Under the current system, organs can only be collected from people who had volunteered to be donors.

Government to raise awareness of organ donation change Getty Images

The Scottish Government is raising awareness of an upcoming change to organ donation laws.

Under the current system, organs can only be collected from people who had volunteered to be donors, or with their family’s permission, but a change to regulations later this year will create an opt-out register instead of an opt-in one.

From March 26, adults who die in circumstances where they can donate will be considered donors unless they have expressly said they do not want to be involved or if a family member intervenes.

A new leaflet will be distributed across Scotland from Monday, explaining the new system and how to opt out.

The change has been backed by 40-year-old Luke Ripley, an aeronautical engineer in the Royal Air Force who received a heart transplant after being diagnosed with dilated cardiomyopathy three days before his 39th birthday.

“I’m glad to hear the law is changing. In my opinion it’s always needed to be an opt-out system. I have always been registered as a donor, and I have since used my experience to raise awareness particularly within the forces,” he said.

“Everyone in my unit has now signed up to be a donor, as they realise this can happen to anyone at any time.

“It’s important to respect that everyone has a choice, but I would urge everyone to look at the impact organ and tissue donation can have on people’s lives.”

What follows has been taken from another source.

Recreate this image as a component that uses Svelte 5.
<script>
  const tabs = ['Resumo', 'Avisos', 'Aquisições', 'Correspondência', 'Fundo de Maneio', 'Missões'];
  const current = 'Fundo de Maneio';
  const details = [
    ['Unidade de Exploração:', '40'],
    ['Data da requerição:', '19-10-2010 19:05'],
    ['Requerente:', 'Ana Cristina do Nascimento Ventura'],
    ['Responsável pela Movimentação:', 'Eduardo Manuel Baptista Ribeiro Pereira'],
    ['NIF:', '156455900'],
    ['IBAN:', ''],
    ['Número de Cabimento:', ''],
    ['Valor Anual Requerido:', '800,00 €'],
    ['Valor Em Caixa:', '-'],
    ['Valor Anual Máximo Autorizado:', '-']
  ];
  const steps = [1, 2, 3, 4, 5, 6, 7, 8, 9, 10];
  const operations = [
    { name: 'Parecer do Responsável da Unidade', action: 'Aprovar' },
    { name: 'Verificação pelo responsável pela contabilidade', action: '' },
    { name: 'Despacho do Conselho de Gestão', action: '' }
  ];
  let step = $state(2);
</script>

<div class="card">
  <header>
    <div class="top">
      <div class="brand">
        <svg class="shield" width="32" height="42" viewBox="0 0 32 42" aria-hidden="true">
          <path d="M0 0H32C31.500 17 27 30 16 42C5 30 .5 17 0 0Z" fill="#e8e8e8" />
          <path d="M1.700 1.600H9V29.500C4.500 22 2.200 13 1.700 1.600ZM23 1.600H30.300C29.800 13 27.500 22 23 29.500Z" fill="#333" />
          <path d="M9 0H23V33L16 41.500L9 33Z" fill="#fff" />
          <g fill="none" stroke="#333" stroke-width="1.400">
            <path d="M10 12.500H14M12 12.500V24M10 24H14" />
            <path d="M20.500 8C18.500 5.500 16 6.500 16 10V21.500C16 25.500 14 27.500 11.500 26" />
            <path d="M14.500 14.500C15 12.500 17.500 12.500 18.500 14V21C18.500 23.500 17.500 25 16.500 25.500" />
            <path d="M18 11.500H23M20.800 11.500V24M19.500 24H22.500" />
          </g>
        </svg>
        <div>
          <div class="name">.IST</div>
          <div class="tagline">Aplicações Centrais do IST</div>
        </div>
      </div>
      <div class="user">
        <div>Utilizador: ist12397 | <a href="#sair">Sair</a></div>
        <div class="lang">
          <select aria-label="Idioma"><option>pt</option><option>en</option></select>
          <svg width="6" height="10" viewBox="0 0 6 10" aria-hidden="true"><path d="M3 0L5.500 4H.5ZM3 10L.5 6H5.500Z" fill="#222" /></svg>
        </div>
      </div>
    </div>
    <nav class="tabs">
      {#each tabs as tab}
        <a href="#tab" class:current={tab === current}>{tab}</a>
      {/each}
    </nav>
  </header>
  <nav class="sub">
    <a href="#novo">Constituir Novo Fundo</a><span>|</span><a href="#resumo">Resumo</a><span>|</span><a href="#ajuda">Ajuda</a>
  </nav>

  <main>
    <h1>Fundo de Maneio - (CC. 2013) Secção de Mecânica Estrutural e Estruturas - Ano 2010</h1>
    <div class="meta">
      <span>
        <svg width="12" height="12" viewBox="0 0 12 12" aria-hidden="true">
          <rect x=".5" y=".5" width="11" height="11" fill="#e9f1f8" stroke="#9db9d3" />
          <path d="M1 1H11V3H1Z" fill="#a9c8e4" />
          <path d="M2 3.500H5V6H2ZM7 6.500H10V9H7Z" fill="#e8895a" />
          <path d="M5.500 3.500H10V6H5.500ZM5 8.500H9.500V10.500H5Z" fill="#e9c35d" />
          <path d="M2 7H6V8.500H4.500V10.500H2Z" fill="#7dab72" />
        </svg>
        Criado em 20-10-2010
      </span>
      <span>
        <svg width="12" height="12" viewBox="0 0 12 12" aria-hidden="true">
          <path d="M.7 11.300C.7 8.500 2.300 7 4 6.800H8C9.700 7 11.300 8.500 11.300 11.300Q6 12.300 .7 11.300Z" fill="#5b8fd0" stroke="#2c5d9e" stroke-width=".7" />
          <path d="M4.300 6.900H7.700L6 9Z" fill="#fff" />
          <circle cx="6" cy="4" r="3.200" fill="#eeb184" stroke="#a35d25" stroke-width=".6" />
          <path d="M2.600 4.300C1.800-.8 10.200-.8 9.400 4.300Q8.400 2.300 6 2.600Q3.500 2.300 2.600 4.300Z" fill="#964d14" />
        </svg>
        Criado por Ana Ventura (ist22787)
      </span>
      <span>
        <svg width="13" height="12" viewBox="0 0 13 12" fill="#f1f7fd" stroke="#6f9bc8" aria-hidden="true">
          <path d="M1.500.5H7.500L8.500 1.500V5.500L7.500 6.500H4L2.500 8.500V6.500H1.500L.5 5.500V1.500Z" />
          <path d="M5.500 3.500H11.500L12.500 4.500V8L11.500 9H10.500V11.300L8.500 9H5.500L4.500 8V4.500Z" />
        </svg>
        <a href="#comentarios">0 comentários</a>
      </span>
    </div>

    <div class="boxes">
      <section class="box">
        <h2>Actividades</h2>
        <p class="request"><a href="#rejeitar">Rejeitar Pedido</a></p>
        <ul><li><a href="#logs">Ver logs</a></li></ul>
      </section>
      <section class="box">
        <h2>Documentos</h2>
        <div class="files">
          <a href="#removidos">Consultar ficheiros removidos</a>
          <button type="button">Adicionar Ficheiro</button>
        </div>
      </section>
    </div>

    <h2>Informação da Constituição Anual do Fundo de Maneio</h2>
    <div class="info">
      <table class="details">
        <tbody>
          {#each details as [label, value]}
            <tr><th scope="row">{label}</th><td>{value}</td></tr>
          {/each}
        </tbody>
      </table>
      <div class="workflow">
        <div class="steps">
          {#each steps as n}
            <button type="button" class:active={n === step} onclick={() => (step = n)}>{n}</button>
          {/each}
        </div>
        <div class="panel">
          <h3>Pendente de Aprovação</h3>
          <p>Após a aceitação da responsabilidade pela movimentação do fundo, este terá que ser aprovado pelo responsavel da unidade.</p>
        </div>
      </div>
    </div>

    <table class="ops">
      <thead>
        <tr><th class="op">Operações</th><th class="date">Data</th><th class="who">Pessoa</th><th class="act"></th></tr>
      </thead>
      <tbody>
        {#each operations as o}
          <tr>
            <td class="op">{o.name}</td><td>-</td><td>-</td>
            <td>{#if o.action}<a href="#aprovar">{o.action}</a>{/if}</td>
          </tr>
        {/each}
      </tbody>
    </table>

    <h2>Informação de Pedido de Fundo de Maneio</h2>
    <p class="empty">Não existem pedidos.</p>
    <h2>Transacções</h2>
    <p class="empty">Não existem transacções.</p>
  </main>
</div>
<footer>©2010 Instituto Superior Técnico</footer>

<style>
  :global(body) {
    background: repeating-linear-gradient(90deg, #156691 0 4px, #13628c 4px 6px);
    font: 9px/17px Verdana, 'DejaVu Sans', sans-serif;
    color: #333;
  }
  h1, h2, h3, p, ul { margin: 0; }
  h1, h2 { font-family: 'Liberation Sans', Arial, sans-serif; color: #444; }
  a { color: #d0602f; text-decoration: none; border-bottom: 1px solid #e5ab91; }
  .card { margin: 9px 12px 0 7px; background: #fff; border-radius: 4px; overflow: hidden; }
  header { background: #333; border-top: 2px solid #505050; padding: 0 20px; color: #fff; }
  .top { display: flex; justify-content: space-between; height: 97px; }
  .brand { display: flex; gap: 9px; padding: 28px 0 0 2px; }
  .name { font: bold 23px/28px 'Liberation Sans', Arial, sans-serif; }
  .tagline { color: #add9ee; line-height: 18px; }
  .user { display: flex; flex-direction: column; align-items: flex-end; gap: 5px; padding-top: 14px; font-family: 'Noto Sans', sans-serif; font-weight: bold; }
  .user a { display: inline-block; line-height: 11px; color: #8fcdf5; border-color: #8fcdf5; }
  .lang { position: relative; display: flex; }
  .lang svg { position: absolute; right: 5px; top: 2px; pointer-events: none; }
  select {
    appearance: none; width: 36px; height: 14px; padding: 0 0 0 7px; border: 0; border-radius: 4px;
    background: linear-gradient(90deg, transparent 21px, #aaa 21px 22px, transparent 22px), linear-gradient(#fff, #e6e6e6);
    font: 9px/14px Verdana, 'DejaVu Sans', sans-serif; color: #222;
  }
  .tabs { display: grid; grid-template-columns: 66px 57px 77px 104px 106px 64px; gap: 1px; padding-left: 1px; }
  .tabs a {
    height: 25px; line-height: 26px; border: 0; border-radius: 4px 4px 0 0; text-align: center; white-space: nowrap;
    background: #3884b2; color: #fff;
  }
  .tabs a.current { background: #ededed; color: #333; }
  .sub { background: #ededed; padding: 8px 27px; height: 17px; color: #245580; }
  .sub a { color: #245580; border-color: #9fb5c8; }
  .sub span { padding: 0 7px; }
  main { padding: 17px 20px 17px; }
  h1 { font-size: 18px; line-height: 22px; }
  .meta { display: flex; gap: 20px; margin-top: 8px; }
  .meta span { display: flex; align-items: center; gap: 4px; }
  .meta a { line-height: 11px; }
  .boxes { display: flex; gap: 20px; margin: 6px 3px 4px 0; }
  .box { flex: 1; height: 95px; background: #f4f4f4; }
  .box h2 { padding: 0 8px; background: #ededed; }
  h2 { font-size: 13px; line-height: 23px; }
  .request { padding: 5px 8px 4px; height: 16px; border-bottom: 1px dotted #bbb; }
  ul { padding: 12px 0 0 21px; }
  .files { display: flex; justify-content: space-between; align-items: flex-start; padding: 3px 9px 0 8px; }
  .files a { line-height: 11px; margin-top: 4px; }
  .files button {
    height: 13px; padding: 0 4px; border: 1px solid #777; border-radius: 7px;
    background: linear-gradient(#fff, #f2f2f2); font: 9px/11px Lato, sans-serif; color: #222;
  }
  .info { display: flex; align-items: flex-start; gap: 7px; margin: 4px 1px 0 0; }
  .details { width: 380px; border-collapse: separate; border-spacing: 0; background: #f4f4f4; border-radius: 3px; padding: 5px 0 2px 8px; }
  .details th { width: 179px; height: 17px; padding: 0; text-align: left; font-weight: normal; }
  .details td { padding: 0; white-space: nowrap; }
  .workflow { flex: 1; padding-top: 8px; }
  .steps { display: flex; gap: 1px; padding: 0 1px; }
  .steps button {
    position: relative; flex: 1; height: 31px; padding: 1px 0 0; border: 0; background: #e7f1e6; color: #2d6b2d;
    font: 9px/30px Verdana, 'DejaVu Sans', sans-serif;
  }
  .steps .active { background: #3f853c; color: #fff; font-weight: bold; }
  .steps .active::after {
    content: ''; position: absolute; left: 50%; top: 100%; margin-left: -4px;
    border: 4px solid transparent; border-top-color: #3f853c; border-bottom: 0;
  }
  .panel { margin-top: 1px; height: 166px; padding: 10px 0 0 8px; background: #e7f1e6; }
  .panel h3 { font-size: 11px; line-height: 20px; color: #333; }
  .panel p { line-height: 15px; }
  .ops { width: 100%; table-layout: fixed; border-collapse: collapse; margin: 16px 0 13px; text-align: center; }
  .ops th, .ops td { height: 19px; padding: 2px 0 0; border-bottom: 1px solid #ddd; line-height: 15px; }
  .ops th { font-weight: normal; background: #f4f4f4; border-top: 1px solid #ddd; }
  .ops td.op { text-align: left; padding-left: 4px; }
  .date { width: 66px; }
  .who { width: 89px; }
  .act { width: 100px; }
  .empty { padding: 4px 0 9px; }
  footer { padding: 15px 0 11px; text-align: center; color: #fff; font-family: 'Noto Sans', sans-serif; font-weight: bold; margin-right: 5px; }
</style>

With only 1% of people in Scotland dying in circumstances where they would be able to donate their organs, public health minister Mairi Gougeon said every opportunity was “very precious”.

“We want everyone in Scotland to understand what this change means for them and to have the right information so that they can make their choice and I would urge all members of the household aged 16 or over to take the time to read the leaflet,” she said.

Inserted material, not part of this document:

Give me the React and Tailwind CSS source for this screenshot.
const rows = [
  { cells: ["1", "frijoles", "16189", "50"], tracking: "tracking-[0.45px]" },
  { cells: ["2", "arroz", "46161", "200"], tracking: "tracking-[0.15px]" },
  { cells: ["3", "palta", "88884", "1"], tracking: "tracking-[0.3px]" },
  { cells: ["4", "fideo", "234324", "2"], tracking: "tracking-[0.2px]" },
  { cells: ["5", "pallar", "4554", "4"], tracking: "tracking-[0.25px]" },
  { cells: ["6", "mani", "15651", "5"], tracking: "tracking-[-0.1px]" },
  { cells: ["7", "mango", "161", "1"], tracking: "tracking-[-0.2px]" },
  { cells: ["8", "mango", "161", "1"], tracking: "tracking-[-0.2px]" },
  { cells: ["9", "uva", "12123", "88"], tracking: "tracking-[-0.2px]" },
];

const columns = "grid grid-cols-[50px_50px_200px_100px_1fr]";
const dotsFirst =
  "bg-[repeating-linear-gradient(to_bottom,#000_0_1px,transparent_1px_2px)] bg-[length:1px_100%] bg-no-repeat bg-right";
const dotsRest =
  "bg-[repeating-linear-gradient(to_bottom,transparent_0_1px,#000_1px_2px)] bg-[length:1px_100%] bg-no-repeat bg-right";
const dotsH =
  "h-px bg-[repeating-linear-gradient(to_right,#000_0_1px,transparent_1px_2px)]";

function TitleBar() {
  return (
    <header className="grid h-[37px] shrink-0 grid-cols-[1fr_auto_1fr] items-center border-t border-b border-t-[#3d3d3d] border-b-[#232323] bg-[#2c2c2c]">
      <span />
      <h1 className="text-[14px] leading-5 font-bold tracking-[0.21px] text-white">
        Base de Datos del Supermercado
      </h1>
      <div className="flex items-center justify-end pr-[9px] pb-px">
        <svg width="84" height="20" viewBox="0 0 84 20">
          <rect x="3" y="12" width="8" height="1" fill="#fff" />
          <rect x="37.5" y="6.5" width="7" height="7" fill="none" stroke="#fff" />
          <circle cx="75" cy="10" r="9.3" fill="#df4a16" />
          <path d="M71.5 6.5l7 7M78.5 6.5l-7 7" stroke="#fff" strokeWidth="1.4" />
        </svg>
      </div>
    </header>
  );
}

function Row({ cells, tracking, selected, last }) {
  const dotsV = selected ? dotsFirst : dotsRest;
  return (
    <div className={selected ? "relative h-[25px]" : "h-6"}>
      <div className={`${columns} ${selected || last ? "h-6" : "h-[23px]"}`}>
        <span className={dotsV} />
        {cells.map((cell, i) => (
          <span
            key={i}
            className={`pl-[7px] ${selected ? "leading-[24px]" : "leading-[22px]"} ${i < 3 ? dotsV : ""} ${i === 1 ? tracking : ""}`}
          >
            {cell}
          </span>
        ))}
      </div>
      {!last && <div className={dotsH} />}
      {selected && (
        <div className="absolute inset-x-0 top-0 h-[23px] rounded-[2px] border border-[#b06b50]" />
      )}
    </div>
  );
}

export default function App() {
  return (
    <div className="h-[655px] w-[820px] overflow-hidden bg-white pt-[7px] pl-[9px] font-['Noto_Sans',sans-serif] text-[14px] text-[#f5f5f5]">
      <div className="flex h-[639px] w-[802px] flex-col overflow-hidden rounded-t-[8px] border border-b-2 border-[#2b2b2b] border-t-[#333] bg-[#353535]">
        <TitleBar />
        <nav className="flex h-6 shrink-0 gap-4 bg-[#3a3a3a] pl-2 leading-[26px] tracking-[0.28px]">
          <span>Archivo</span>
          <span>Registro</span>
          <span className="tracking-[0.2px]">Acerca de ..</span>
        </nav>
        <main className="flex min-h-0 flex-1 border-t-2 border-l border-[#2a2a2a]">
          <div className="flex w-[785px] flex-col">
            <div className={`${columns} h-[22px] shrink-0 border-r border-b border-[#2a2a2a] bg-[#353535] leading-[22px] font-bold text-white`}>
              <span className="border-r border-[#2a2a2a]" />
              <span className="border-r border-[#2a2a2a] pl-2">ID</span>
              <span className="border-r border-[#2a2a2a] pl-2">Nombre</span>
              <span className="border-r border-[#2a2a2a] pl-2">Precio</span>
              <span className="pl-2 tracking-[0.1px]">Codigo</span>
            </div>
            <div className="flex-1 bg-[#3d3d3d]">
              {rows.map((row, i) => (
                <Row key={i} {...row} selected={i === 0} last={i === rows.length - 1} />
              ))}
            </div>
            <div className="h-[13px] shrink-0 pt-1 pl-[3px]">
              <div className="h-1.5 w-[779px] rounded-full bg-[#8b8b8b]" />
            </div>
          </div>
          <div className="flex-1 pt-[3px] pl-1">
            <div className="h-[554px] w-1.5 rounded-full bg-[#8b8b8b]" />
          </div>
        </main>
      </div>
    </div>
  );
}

“Donation remains a personal decision and we’re encouraging people to make the choice that’s right for them – whether that’s to be a donor or not.”

She added: “Under the opt-out system, families of potential donors will always be consulted to check what their loved one’s latest views on donation were.

“So, whatever you decide, as well as recording it on the NHS Organ Donor Register you should also tell those close to you about your donation decision to help ensure that it is honoured.”